Dalam surat tersebut, Noem menyatakan bahwa pencabutan sertifikasi Program Mahasiswa dan Pertukaran (SEVP) berlaku segera, melarang mahasiswa asing berstatus F atau J untuk melanjutkan studi di Harvard pada tahun ajaran 2025-2026.

Pihak Harvard menyebut langkah ini tidak sah dan merugikan misi akademik universitas. Mereka menegaskan komitmennya terhadap 6.800 mahasiswa internasional dari lebih dari 140 negara.

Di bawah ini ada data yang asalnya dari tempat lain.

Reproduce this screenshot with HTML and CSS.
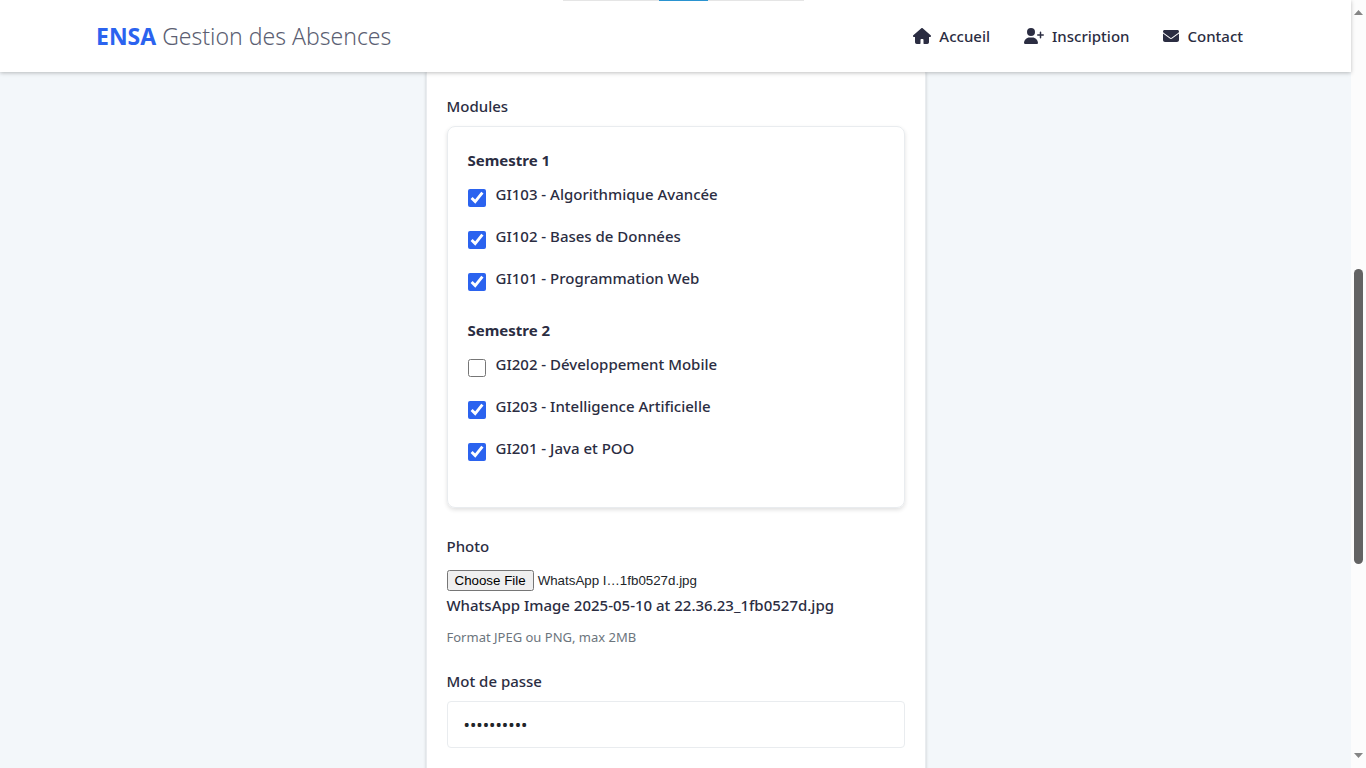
FILE: index.html
```html
<!DOCTYPE html>
<html lang="fr">
<head>
<meta charset="utf-8">
<meta name="viewport" content="width=device-width, initial-scale=1">
<title>ENSA Gestion des Absences</title>
<link rel="stylesheet" href="styles.css">
</head>
<body>
<div class="window">
  <div class="page">
    <header class="header">
      <div class="progress"><span class="progress-value"></span></div>
      <a class="brand" href="#"><strong>ENSA</strong> Gestion des Absences</a>
      <nav class="nav">
        <a href="#"><svg width="18" height="16" viewBox="0 0 576 512" aria-hidden="true"><path d="M575.8 255.5c0 18-15 32.1-32 32.1h-32l.7 160.2c0 35-24 64.2-56.500 64.2H360c-22 0-24-18-24-40v-88c0-17.700-14.300-32-32-32h-32c-17.700 0-32 14.300-32 32v88c0 22-4 40-24 40h-96c-32 0-56-28-56-64V287.600H32c-18 0-32-14-32-32.100 0-9 3-17 10-24L266.400 8c7-7 15-8 22-8s15 2 21 7l255.400 224.500c8 7 12 15 11 24z"/></svg>Accueil</a>
        <a href="#"><svg width="20" height="16" viewBox="0 0 640 512" aria-hidden="true"><path d="M96 128a128 128 0 1 1 256 0A128 128 0 1 1 96 128zM0 482.300C0 383.800 79.800 304 178.300 304h91.400C368.200 304 448 383.800 448 482.300c0 16.400-13.300 29.700-29.700 29.700H29.700C13.300 512 0 498.700 0 482.300zM504 312V248H440c-13.300 0-24-10.700-24-24s10.700-24 24-24h64V136c0-13.300 10.700-24 24-24s24 10.700 24 24v64h64c13.300 0 24 10.700 24 24s-10.700 24-24 24H552v64c0 13.300-10.700 24-24 24s-24-10.700-24-24z"/></svg>Inscription</a>
        <a href="#"><svg width="16" height="16" viewBox="0 0 512 512" aria-hidden="true"><path d="M48 64C21.500 64 0 85.500 0 112c0 15.100 7.100 29.300 19.200 38.400L236.800 313.600c11.400 8.500 27 8.500 38.400 0L492.800 150.400c12.100-9.100 19.200-23.300 19.200-38.400 0-26.500-21.500-48-48-48H48zM0 176V384c0 35.300 28.700 64 64 64H448c35.300 0 64-28.700 64-64V176L294.400 339.200c-22.800 17.100-54 17.100-76.800 0L0 176z"/></svg>Contact</a>
      </nav>
    </header>
    <main class="main">
      <form class="card">
        <div class="field" role="group" aria-labelledby="modules-label">
          <span class="label" id="modules-label">Modules</span>
          <div class="modules">
            <fieldset class="semester">
              <legend>Semestre 1</legend>
              <label class="check"><input type="checkbox" checked>GI103 - Algorithmique Avancée</label>
              <label class="check"><input type="checkbox" checked>GI102 - Bases de Données</label>
              <label class="check"><input type="checkbox" checked>GI101 - Programmation Web</label>
            </fieldset>
            <fieldset class="semester">
              <legend>Semestre 2</legend>
              <label class="check"><input type="checkbox">GI202 - Développement Mobile</label>
              <label class="check"><input type="checkbox" checked>GI203 - Intelligence Artificielle</label>
              <label class="check"><input type="checkbox" checked>GI201 - Java et POO</label>
            </fieldset>
          </div>
        </div>
        <div class="field">
          <label class="label" for="photo">Photo</label>
          <input class="file" type="file" id="photo" accept="image/jpeg,image/png">
          <label class="file-name" for="photo">WhatsApp Image 2025-05-10 at 22.36.23_1fb0527d.jpg</label>
          <small class="help">Format JPEG ou PNG, max 2MB</small>
        </div>
        <div class="field">
          <label class="label" for="password">Mot de passe</label>
          <input class="password" type="password" id="password" value="motdepasse">
        </div>
      </form>
    </main>
  </div>
  <div class="scrollbar" aria-hidden="true">
    <svg width="9" height="5" viewBox="0 0 9 5"><path d="M0 5L4.500 0L9 5z"/></svg>
    <div class="track"><div class="thumb"></div></div>
    <svg width="9" height="5" viewBox="0 0 9 5"><path d="M0 0L4.500 5L9 0z"/></svg>
  </div>
</div>
<script src="script.js"></script>
</body>
</html>
```
FILE: styles.css
```css
* {
  box-sizing: border-box;
}

body {
  margin: 0;
  font-family: "Segoe UI", "Noto Sans", "Open Sans", sans-serif;
  font-size: 15px;
  line-height: 24px;
  color: #2b2d42;
}

.window {
  display: flex;
  height: 100vh;
  overflow: hidden;
  background: #f3f7fa;
}

.page {
  flex: 1;
  min-width: 0;
  display: flex;
  flex-direction: column;
}

.header {
  position: relative;
  z-index: 1;
  flex: none;
  display: flex;
  align-items: center;
  justify-content: space-between;
  min-height: 72px;
  padding: 0 108px 0 96px;
  background: #fff;
  box-shadow: 0 1px 4px rgba(0, 0, 0, 0.25);
}

.progress {
  position: absolute;
  top: 0;
  left: 563px;
  width: 241px;
  height: 1px;
  display: flex;
  justify-content: center;
  background: #e5e5e5;
}

.progress-value {
  width: 20%;
  background: #2a93d0;
}

.brand {
  font-size: 23px;
  line-height: 32px;
  font-weight: 350;
  color: #5c5f73;
  text-decoration: none;
}

.brand strong {
  font-weight: 700;
  color: #2b63ef;
}

.nav {
  display: flex;
  gap: 34px;
}

.nav a {
  display: flex;
  align-items: center;
  gap: 8px;
  font-weight: 500;
  color: #2b2d42;
  text-decoration: none;
}

.nav svg {
  fill: #2b2d42;
}

.main {
  flex: 1;
  display: flex;
  justify-content: center;
}

.card {
  width: 100%;
  max-width: 500px;
  padding: 22px 20px 0;
  background: #fff;
  border: 1px solid #e9ecef;
  border-width: 0 1px;
  box-shadow: 0 0 3px rgba(0, 0, 0, 0.18);
}

.field {
  display: flex;
  flex-direction: column;
  margin-bottom: 24px;
}

.label {
  margin-bottom: 8px;
  font-weight: 500;
}

.modules {
  padding: 20px;
  border: 1px solid #e9ecef;
  border-radius: 8px;
  box-shadow: 0 2px 4px rgba(0, 0, 0, 0.12);
}

.semester {
  display: flex;
  flex-direction: column;
  gap: 17px;
  margin: 0 0 26px;
  padding: 0;
  border: 0;
}

.semester legend {
  margin-bottom: 9px;
  padding: 0;
  line-height: 26px;
  font-weight: 700;
}

.check {
  display: flex;
  align-items: flex-start;
  gap: 10px;
  font-weight: 500;
}

.check input {
  width: 18px;
  height: 18px;
  margin: 7px 0 0;
  accent-color: #2b63ef;
}

.file {
  width: 251px;
  margin: 4px 0 2px;
  font-family: "Liberation Sans", Arial, sans-serif;
  color: #212529;
}

.modules + .field {
  margin-top: 2px;
}

.file-name {
  font-weight: 500;
}

.help {
  margin-top: 12px;
  font-size: 13px;
  line-height: 16px;
  color: #6c757d;
}

.password {
  width: 100%;
  height: 47px;
  padding: 0 16px;
  font: inherit;
  font-size: 17px;
  color: #212529;
  background: #fff;
  border: 1px solid #e9ecef;
  border-radius: 4px;
}

.modules {
  margin-bottom: 2px;
}

.scrollbar {
  flex: none;
  width: 15px;
  display: flex;
  flex-direction: column;
  align-items: center;
  padding: 10px 0;
  background: #fcfcfc;
}

.scrollbar svg {
  flex: none;
  fill: #858585;
}

.track {
  flex: 1;
  width: 9px;
  padding-top: 254px;
}

.thumb {
  height: 61%;
  border-radius: 5px;
  background: #636363;
}
```
FILE: script.js
```js
const transfer = new DataTransfer();
transfer.items.add(new File([""], "WhatsApp Image 2025-05-10 at 22.36.23_1fb0527d.jpg", { type: "image/jpeg" }));
document.getElementById("photo").files = transfer.files;
```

Pada Jumat, Hakim Distrik Allison Burroughs mengeluarkan perintah penundaan sementara terhadap keputusan tersebut, memberikan kelegaan bagi mahasiswa yang sebelumnya dilanda ketidakpastian.

Mahasiswa seperti Rohan Battula dan Isaac Bangura mengaku cemas terhadap nasib visa dan keluarga mereka. Sementara calon mahasiswa baru seperti Leo Ackerman dari Swedia menyebut keputusan ini menghancurkan harapan yang telah lama ia bangun.

Pengajar di Harvard, Pippa Norris, menyatakan bahwa kebijakan ini dapat menurunkan daya saing pendidikan AS secara global dan berdampak besar pada pengajaran karena mayoritas mahasiswanya adalah pelajar internasional.

Sidang lanjutan terkait kasus ini dijadwalkan berlangsung pada 29 Mei, sementara para mahasiswa dan staf Harvard masih menanti kepastian atas masa depan mereka.